The only difficult part of the 3-1 win over the San Diego Padres was the fans’ collective sore neck from the whipsaw.

“Everyone’s dream is to make it in the bigs,” Beavan, a 6-foot-7, 240-pound, 22-year-old Texan, said after giving up one run and three hits in seven innings. “It was awesome.”

The stellar start — Beavan made the emergency drive from Tacoma for injured Erik Bedard — was salve for some indignities preceding it, chiefly the absence of reward for achievement.

By a new rule designed to protect the arms of starting pitchers, Felix Hernandez will be ineligible to pitch in the All-Star Game Tuesday, July 12, because he is scheduled to start the Sunday prior to the break.

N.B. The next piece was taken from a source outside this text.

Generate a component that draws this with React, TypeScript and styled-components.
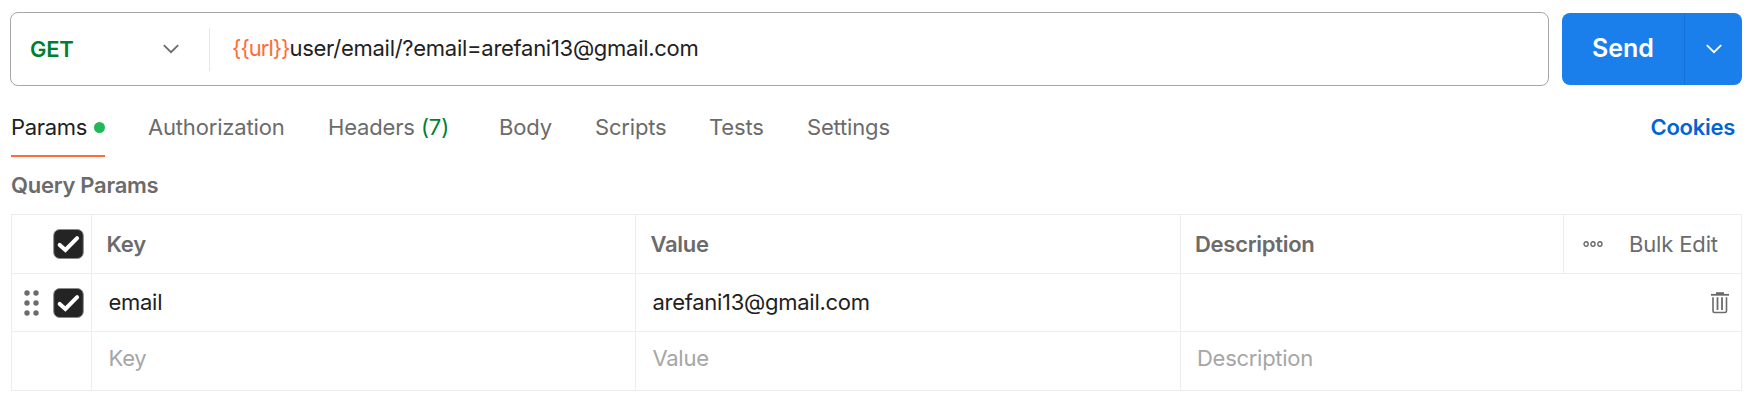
import React from "react";
import styled, { createGlobalStyle } from "styled-components";

const GlobalStyle = createGlobalStyle`
  * { box-sizing: border-box; }
  body {
    margin: 0;
    background: #fff;
    color: #212121;
    font-family: Inter, "Liberation Sans", sans-serif;
    font-size: 22px;
    line-height: 28px;
    letter-spacing: -0.28px;
  }
  button { font: inherit; letter-spacing: inherit; border: 0; padding: 0; margin: 0; background: none; color: inherit; }
`;

const line = "#ededed";

const Page = styled.main`
  width: 1754px;
  height: 402px;
  padding: 12px 12px 0 10px;
  overflow: hidden;
`;

const RequestBar = styled.div`
  display: flex;
  align-items: center;
  gap: 13px;
  height: 74px;
`;

const UrlBox = styled.div`
  display: flex;
  align-items: center;
  width: 1539px;
  height: 74px;
  border: 1px solid #a6a6a6;
  border-radius: 8px;
`;

const MethodSelect = styled.button`
  display: flex;
  align-items: center;
  justify-content: space-between;
  width: 199px;
  height: 43px;
  padding: 0 30.5px 0 19px;
  border-right: 1px solid #e6e6e6;
  color: #007f31;
  font-weight: 600;
`;

const UrlText = styled.div`
  padding: 0 0 2px 22px;
  white-space: nowrap;
`;

const Variable = styled.span`
  color: #ff6c37;
  letter-spacing: -1px;
`;

const SendGroup = styled.div`
  display: flex;
  width: 180px;
  height: 72px;
  border-radius: 8px;
  overflow: hidden;
  background: #1a7eeb;
  color: #fff;
`;

const SendButton = styled.button`
  width: 123px;
  border-right: 1px solid #1672d6;
  font-size: 25px;
  font-weight: 600;
  letter-spacing: 0;
  padding-bottom: 2px;
`;

const SendMenu = styled.button`
  display: flex;
  flex: 1;
  align-items: center;
  justify-content: center;
`;

const TabBar = styled.nav`
  display: flex;
  align-items: flex-start;
  height: 71px;
  padding: 27px 7px 0 1px;
`;

const Tab = styled.button<{ $active?: boolean; $gap: number; $width: number }>`
  display: flex;
  align-items: center;
  justify-content: space-between;
  width: ${(p) => p.$width}px;
  height: 44px;
  margin-right: ${(p) => p.$gap}px;
  padding-bottom: 14px;
  border-bottom: 2px solid ${(p) => (p.$active ? "#ff6c37" : "transparent")};
  color: ${(p) => (p.$active ? "#212121" : "#6b6b6b")};
  letter-spacing: ${(p) => (p.$active ? -0.3 : -0.17)}px;
  white-space: nowrap;
`;

const Count = styled.span`
  color: #007f31;
`;

const Dot = styled.span`
  width: 11px;
  height: 11px;
  border-radius: 50%;
  background: #20b958;
`;

const CookiesLink = styled.a`
  margin-left: auto;
  color: #0265d2;
  font-weight: 600;
`;

const SectionTitle = styled.h2`
  height: 57px;
  margin: 0;
  padding: 14px 0 0 1px;
  color: #6b6b6b;
  font-size: 22px;
  font-weight: 600;
`;

const Table = styled.div`
  width: 1731px;
  margin-left: 1px;
  border: 1px solid ${line};
  border-bottom: 0;
`;

const Row = styled.div<{ $height: number }>`
  display: grid;
  grid-template-columns: 79px 544px 545px 1fr;
  height: ${(p) => p.$height}px;
  border-bottom: 1px solid ${line};
`;

const Cell = styled.div<{ $tone?: "head" | "hint"; $lift?: number }>`
  display: flex;
  align-items: center;
  padding: 0 0 ${(p) => p.$lift ?? 0}px ${(p) => (p.$tone === "head" ? 14.5 : 16.5)}px;
  border-left: 1px solid ${line};
  color: ${(p) => (p.$tone === "head" ? "#6b6b6b" : p.$tone === "hint" ? "#a6a6a6" : "#212121")};
  font-weight: ${(p) => (p.$tone === "head" ? 600 : 400)};
`;

const ControlCell = styled.div`
  display: flex;
  align-items: center;
  justify-content: flex-end;
  gap: 14px;
  padding-right: 7px;
`;

const DescriptionCell = styled(Cell)`
  justify-content: space-between;
  padding-left: ${(p) => (p.$tone === "head" ? 14 : 16)}px;
`;

const TableActions = styled.div`
  display: flex;
  align-items: center;
  align-self: stretch;
  width: 178px;
  padding-left: 19px;
  border-left: 1px solid ${line};
  gap: 26px;
  color: #6b6b6b;
  font-weight: 400;
  letter-spacing: -0.15px;
`;

const RemoveButton = styled.button`
  display: flex;
  margin-right: 12px;
`;

const Chevron = ({ color }: { color: string }) => (
  <svg width="16" height="10" viewBox="0 0 16 10" fill="none">
    <path d="M.8 1.1 8 8.2 15.2 1.1" stroke={color} strokeWidth="1.8" />
  </svg>
);

const Checkbox = () => (
  <svg width="31" height="30" viewBox="0 0 31 30" fill="none">
    <rect x=".7" y=".5" width="29.6" height="29" rx="6" fill="#242424" stroke="#8a8a8a" />
    <path d="M6.7 15.9 12.4 21 24.1 9.1" stroke="#fff" strokeWidth="4" strokeLinecap="round" />
  </svg>
);

const DragHandle = () => (
  <svg width="15" height="26" viewBox="0 0 15 26" fill="#6b6b6b">
    {[3, 13, 23].map((y) => (
      <React.Fragment key={y}>
        <circle cx="3" cy={y} r="2.7" />
        <circle cx="12" cy={y} r="2.7" />
      </React.Fragment>
    ))}
  </svg>
);

const MoreIcon = () => (
  <svg width="20" height="6" viewBox="0 0 20 6" fill="none" stroke="#6b6b6b" strokeWidth="1.4">
    <ellipse cx="3.1" cy="3" rx="2.1" ry="2.2" />
    <ellipse cx="10" cy="3" rx="2.1" ry="2.2" />
    <ellipse cx="16.9" cy="3" rx="2.1" ry="2.2" />
  </svg>
);

const TrashIcon = () => (
  <svg width="18" height="22" viewBox="0 0 18 22" fill="none" stroke="#6b6b6b" strokeWidth="1.6">
    <path d="M5 1.2h8" strokeWidth="2" />
    <path d="M0 2.8h18" strokeWidth="1.8" />
    <path d="M2 5.2V19Q2 20.5 3.5 20.5H14Q15.5 20.5 15.5 19V5.2" />
    <path d="M6.5 5.2V18M11 5.2V18" strokeWidth="1.8" />
  </svg>
);

const tabs = [
  { label: "Authorization", width: 136, gap: 44 },
  { label: "Headers", count: "(7)", width: 121, gap: 50 },
  { label: "Body", width: 52, gap: 44 },
  { label: "Scripts", width: 71, gap: 43 },
  { label: "Tests", width: 55, gap: 43 },
  { label: "Settings", width: 84, gap: 0 },
];

export default function App() {
  return (
    <Page>
      <GlobalStyle />
      <RequestBar>
        <UrlBox>
          <MethodSelect>
            GET
            <Chevron color="#6b6b6b" />
          </MethodSelect>
          <UrlText>
            <Variable>{"{{url}}"}</Variable>user/email/?email=arefani13@gmail.com
          </UrlText>
        </UrlBox>
        <SendGroup>
          <SendButton>Send</SendButton>
          <SendMenu>
            <Chevron color="#fff" />
          </SendMenu>
        </SendGroup>
      </RequestBar>
      <TabBar>
        <Tab $active $width={94} $gap={43}>
          Params
          <Dot />
        </Tab>
        {tabs.map((tab) => (
          <Tab key={tab.label} $width={tab.width} $gap={tab.gap}>
            {tab.label}
            {tab.count && <Count>{tab.count}</Count>}
          </Tab>
        ))}
        <CookiesLink>Cookies</CookiesLink>
      </TabBar>
      <SectionTitle>Query Params</SectionTitle>
      <Table>
        <Row $height={59}>
          <ControlCell>
            <Checkbox />
          </ControlCell>
          <Cell $tone="head">Key</Cell>
          <Cell $tone="head">Value</Cell>
          <DescriptionCell $tone="head">
            Description
            <TableActions>
              <MoreIcon />
              Bulk Edit
            </TableActions>
          </DescriptionCell>
        </Row>
        <Row $height={58}>
          <ControlCell>
            <DragHandle />
            <Checkbox />
          </ControlCell>
          <Cell $lift={1}>email</Cell>
          <Cell $lift={1}>arefani13@gmail.com</Cell>
          <DescriptionCell>
            <span />
            <RemoveButton aria-label="Remove">
              <TrashIcon />
            </RemoveButton>
          </DescriptionCell>
        </Row>
        <Row $height={59}>
          <ControlCell />
          <Cell $tone="hint" $lift={6}>Key</Cell>
          <Cell $tone="hint" $lift={6}>Value</Cell>
          <DescriptionCell $tone="hint" $lift={6}>Description</DescriptionCell>
        </Row>
      </Table>
    </Page>
  );
}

No word yet whether his TV-commercial avatar, Larry Bernandez, will be named his replacement.

Also on the All-Star front, Ichiro, for the first time in his 10-year MLB career, was not elected to play. Not that he deserved it, given his worst seasonal start, but his absence is for Seattle fans a void that amplifies the decline in the franchise’s 37-year-old centerpiece.

Didn’t aging All-Stars used to get honored occasionally on body of work, like older actors? Hey, it’s only a fake game, not public office.

The biggest slap, however, was losing to the Padres 1-0 Saturday partly because of an umpiring error so goofy that Mariners manager Eric Wedge felt compelled to hold an unusual team meeting Sunday morning before the game to take responsibility for it.

“If I ask (players) to be accountable, I sure has hell have to be accountable to them,” he said.

Except his part in it was error by omission, not commission.

The gesture by Wedge was the honorable thing to do. But first, he and everyone in umpiring gear and Mariners gear, as well as some civilians in charge of tracking the game, should have made a more directed apology – to Doug Fister, who pitched a brilliant nine innings only to lose in part because the game’s only run scored due to a three-ball walk.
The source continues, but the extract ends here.